A shared account is a much easier way of sharing links and online resources and all those little important tidbits of information that any team is constantly emailing to one another. Why search back through outlook emails (and I don't know about you, but my work gets kinda cranky when the inbox size starts creeping up and up and up) when you can post them all to and find them again much more easily. And, again, no information is trapped with any particular individual. That's the joy of this sort of technology - shared information is the way of the future (I know I'm preaching to the converted here, but still).

These will both take time to set up, and will probably take up more time for us than the equivilant tasks currently, but once their in place, then they're there, and the infrastructure is in place to continue sharing, learning and collaborating our knowledge.
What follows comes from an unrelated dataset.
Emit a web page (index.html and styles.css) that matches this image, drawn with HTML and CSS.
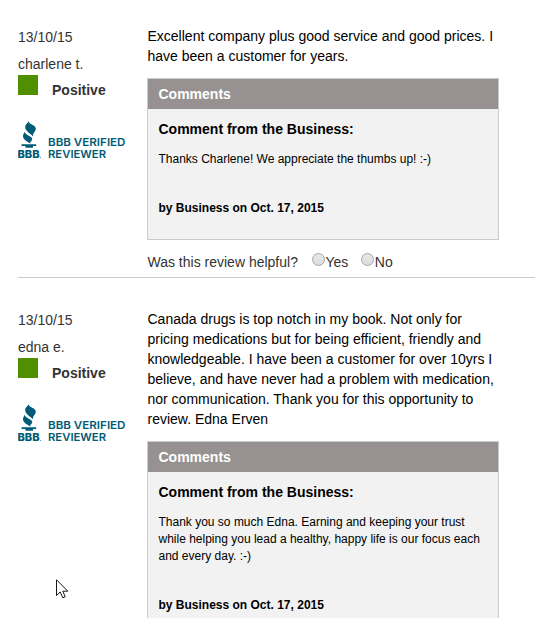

Once we know how it works, and have been using it in our day to day jobs, getting stuff done with it, seeing how much better it makes our working life, and how much easier collaboration and sharing is this way, then, maybe, we can think about making a business case for it. It's gonna be a while til the law community catches on (sadly, it's just the nature of the industry). But that's no reason not to start using it where we can.


Welcome to our new home on the web. I'm Seshat and my co-host is Hypatia.

Our aim with this blog is to have somewhere to talk and vent about topics such as our work, our profession, the internet and that new fangled thing called Web 2.0, as well as having somewhere to share anything interesting that we find along our travels.